**The task:** What lines of the data include the string "React"? Copy them all.

**Items:**
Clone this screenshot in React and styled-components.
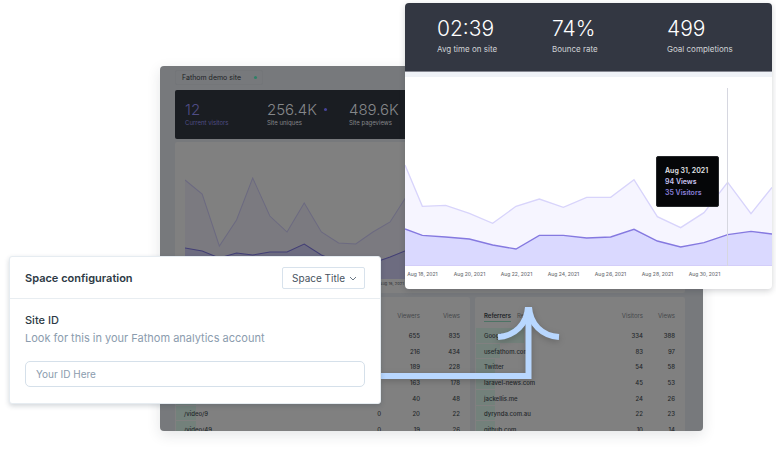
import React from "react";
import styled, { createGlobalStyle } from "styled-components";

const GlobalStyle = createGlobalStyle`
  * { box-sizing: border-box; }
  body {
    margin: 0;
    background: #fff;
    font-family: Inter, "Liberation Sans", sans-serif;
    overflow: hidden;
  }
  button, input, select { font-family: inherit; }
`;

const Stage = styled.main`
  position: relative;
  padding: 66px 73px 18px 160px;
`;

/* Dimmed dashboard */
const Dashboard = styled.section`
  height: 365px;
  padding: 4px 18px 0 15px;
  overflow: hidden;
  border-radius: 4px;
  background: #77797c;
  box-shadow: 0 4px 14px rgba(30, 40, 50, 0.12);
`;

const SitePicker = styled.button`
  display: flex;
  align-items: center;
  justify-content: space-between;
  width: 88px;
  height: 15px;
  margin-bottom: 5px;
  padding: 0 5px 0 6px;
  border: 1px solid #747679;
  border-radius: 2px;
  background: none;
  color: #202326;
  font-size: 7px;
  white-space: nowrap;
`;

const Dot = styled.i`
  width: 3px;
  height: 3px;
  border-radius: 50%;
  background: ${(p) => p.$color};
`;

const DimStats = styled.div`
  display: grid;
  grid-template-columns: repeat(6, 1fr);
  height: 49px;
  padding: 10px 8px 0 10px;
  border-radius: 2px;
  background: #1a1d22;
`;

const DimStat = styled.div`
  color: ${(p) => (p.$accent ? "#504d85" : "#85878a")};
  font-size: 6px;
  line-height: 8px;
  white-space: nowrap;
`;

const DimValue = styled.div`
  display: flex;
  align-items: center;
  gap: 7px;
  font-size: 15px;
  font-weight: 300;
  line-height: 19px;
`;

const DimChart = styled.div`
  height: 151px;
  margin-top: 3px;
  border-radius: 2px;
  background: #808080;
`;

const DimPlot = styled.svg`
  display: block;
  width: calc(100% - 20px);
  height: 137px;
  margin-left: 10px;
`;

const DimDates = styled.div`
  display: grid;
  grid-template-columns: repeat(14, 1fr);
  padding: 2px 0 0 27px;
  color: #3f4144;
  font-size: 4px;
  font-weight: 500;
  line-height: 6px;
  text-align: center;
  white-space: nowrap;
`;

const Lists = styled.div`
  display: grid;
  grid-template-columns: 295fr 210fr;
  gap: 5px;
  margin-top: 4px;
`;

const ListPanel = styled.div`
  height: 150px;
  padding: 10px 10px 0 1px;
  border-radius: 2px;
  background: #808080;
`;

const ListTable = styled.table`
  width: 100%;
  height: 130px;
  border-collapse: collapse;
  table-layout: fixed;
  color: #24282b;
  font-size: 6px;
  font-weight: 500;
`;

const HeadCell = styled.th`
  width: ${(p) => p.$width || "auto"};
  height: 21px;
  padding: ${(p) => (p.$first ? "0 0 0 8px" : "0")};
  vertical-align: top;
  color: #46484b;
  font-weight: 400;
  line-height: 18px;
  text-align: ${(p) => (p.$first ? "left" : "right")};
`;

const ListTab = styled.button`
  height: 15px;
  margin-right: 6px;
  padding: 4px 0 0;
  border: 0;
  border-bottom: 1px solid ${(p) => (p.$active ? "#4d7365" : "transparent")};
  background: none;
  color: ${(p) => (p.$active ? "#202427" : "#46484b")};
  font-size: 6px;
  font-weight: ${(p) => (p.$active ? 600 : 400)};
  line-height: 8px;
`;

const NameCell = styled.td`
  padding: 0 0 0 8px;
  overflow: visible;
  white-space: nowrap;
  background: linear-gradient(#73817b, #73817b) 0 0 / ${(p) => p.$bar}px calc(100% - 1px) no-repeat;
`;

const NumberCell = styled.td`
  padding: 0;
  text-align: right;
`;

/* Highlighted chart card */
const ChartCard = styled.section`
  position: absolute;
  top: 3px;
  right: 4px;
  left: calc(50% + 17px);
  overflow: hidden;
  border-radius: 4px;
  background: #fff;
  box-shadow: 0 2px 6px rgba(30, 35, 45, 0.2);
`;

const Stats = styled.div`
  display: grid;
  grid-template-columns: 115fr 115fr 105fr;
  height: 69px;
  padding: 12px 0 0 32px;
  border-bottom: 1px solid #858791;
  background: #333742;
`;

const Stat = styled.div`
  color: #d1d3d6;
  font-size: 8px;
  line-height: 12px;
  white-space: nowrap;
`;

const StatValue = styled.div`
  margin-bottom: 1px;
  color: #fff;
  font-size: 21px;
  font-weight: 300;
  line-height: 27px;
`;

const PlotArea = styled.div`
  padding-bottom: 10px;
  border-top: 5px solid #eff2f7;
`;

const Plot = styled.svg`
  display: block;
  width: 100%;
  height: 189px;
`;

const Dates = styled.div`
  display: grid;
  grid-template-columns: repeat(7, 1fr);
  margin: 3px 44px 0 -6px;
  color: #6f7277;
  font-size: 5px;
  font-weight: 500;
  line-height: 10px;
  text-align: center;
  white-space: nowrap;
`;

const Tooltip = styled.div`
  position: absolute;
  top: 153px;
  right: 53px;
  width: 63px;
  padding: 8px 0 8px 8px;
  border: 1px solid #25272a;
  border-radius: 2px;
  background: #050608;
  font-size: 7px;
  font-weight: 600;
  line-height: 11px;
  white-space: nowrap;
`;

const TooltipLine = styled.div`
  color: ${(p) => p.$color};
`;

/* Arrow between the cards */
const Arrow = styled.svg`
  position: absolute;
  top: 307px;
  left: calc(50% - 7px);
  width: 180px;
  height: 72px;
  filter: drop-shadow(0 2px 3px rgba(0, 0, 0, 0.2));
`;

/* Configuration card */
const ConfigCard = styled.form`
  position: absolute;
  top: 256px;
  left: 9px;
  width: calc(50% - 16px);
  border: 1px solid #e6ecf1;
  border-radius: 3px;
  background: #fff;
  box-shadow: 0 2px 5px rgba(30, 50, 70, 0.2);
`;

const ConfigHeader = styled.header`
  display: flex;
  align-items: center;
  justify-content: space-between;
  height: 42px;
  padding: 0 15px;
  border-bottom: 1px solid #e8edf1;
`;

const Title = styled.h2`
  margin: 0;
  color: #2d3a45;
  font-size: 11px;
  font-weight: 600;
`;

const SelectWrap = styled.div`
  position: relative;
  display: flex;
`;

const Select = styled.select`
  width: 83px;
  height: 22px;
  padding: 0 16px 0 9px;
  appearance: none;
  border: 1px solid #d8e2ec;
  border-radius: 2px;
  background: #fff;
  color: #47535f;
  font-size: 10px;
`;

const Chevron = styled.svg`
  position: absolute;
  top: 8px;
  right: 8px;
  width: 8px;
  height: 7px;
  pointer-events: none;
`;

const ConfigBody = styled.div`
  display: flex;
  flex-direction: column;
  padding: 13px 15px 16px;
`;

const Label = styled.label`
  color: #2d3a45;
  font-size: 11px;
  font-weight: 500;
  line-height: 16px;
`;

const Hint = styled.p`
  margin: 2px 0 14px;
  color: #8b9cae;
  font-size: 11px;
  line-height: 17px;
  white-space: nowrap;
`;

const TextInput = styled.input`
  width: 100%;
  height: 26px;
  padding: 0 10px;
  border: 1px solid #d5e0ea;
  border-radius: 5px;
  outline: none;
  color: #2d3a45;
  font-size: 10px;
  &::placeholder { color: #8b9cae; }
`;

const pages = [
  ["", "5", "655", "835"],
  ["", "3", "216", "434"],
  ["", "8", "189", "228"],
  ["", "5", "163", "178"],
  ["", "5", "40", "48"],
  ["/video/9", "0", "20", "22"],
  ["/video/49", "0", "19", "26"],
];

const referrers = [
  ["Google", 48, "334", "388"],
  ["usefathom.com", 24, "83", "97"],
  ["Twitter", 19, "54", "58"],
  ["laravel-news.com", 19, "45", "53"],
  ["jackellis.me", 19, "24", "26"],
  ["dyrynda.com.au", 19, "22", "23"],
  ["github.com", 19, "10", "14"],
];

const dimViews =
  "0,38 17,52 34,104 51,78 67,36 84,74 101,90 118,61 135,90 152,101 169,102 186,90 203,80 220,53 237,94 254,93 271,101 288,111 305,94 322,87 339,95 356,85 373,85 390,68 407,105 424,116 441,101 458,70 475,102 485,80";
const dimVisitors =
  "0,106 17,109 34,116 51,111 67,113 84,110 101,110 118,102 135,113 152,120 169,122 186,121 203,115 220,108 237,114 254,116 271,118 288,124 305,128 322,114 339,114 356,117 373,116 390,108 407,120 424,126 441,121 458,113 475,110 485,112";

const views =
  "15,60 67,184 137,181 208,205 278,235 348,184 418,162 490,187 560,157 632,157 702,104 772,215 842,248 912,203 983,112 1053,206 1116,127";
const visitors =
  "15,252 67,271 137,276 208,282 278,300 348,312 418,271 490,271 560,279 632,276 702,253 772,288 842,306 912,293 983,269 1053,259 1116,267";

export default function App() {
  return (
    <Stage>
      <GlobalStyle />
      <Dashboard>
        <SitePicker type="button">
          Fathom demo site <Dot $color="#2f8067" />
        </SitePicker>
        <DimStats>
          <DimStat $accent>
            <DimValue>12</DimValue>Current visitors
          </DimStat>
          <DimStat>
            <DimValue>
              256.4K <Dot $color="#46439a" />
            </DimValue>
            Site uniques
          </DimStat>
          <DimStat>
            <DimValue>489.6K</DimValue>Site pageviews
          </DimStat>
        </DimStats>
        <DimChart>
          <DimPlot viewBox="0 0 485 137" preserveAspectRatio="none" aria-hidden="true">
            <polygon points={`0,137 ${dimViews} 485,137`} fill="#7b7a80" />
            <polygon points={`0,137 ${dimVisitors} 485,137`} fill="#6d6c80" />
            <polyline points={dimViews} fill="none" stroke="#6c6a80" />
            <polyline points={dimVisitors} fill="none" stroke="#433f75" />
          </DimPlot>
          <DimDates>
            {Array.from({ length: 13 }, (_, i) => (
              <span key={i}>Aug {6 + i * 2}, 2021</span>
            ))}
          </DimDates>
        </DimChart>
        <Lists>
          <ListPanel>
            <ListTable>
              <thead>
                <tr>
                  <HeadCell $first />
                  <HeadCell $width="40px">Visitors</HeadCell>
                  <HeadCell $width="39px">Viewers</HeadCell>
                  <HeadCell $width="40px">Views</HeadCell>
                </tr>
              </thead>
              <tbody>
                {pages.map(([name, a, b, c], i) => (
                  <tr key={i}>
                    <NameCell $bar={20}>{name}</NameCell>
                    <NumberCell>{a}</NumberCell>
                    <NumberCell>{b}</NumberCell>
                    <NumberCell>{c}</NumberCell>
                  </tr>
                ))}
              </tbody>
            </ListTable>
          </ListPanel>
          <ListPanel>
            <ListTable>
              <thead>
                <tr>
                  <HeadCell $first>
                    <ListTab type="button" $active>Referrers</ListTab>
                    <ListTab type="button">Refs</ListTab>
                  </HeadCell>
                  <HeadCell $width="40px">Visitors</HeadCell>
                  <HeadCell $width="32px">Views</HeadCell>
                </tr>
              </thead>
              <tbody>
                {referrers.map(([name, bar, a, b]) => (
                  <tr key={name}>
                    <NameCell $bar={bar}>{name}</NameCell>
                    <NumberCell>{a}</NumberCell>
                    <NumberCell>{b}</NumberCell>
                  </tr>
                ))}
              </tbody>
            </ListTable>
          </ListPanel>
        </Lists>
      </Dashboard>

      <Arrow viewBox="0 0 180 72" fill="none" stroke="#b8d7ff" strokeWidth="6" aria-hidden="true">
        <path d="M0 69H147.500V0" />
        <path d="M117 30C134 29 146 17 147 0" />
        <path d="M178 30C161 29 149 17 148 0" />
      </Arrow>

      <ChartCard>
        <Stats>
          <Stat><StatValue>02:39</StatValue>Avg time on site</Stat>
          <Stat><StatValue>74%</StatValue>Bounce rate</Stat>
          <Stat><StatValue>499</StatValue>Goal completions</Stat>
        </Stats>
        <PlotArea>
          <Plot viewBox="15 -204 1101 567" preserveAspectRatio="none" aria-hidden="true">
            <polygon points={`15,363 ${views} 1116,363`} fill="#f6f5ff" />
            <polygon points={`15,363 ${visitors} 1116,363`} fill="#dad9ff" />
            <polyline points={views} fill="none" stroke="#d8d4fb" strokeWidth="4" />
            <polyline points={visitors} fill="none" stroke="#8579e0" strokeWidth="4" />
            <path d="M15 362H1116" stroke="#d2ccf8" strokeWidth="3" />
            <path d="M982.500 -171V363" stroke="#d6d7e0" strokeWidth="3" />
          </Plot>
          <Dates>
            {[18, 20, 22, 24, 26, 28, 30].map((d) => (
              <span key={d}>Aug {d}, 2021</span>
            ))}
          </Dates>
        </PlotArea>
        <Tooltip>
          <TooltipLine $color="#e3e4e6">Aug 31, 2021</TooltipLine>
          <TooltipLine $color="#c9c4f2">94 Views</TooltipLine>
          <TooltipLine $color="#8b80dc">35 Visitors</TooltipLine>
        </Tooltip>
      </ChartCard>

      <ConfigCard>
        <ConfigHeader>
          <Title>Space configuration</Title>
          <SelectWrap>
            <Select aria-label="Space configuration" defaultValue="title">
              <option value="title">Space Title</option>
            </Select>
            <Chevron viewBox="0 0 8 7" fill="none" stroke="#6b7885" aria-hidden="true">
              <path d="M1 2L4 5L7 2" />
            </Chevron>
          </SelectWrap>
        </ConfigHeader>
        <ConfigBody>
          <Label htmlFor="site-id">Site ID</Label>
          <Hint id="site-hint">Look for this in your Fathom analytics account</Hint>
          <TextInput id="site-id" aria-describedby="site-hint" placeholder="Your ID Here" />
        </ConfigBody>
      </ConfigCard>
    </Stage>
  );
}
* * *
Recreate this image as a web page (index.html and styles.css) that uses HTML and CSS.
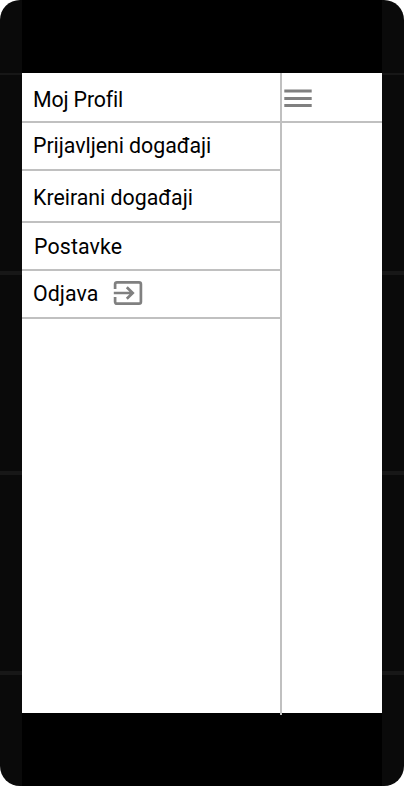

**Final answer:**
Clone this screenshot in React and styled-components.
import React from "react";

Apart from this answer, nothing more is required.